Last night we left him to cry before caving into a feed after 40 mins and then he settled beautifully but I don't think I can afford to use breastfeeding as a crutch to aid sleep, particularly as I plan to return to work in the New Year.

I hate to hear him cry though sad

Twinsmommy Tue 08-Sep-09 11:27:43

I know what you mean. You were very brave to last 40 minutes of crying before caving - I don't think I could have done that and, TBH, don't think it's the best way to resolve matters. That being said, you must be absolutely exhausted yourself, so need to find something else that works to stop him waking.

I totally agree, you mustn't use breastfeeding as a crutch to aid sleep - that way you will be promoting his waking routine.

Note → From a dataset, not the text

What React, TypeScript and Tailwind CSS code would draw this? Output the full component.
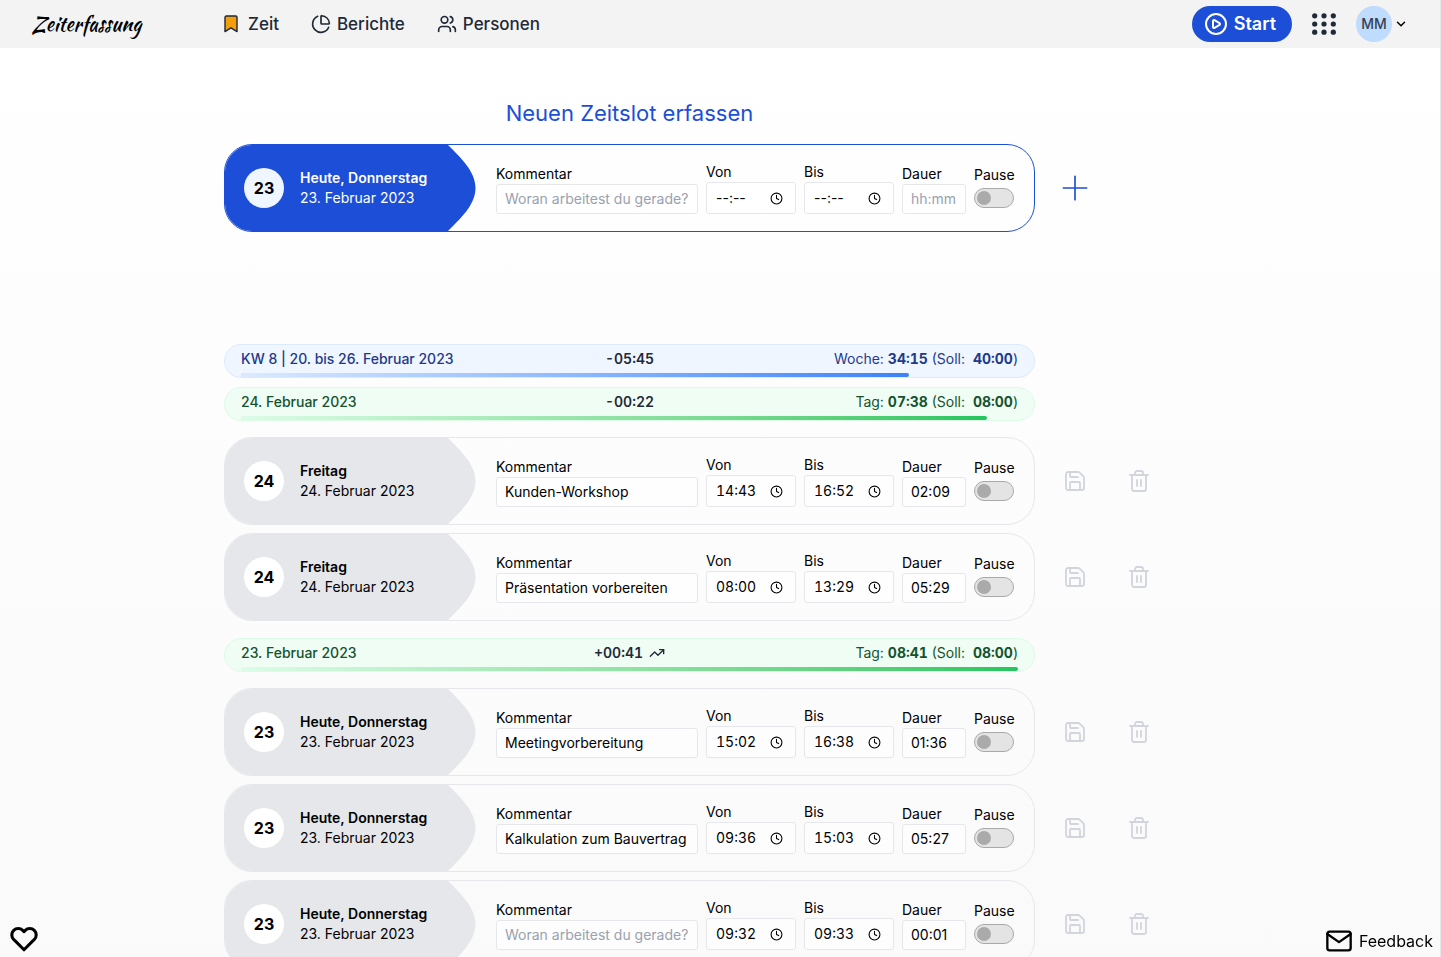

Is he weaning/weaned yet? (Isn't it terrible - I've forgotten how old my boys were when I weaned them - those early days are like a fog to me now - they are now 3!!!). I ask because you might try giving him some baby rice as his bedtime feed and then putting him down. A fuller tummy might help him fall into a deeper sleep!

Hope you have some success soon!

kd73 Wed 09-Sep-09 21:10:40

Thanks Twinsmommy for replying. We started weaning him at around 5 months, which is slightly earlier than recommended but not too early if you get my meaning...

We had tried feeding him and then topping him off with a bowl of baby rice before bed but it seemed to make no difference, as we found dream feeding didn't!

We have been making a record of his sleep pattern and whilst he has been waking and crying for 1 hour every night at 3.30am, he has started to settle himself only to wake crying after literally a few minutes. There is a pattern and I suspect he is teething and we are trying different ways to soothe him and ease the discomfort as well as ensuring full sleep.

Thanks again for your advice, I have a plan to sort out his night time issues, just need a plan to sort out day time sleep which he has also decided to abandon - monkey!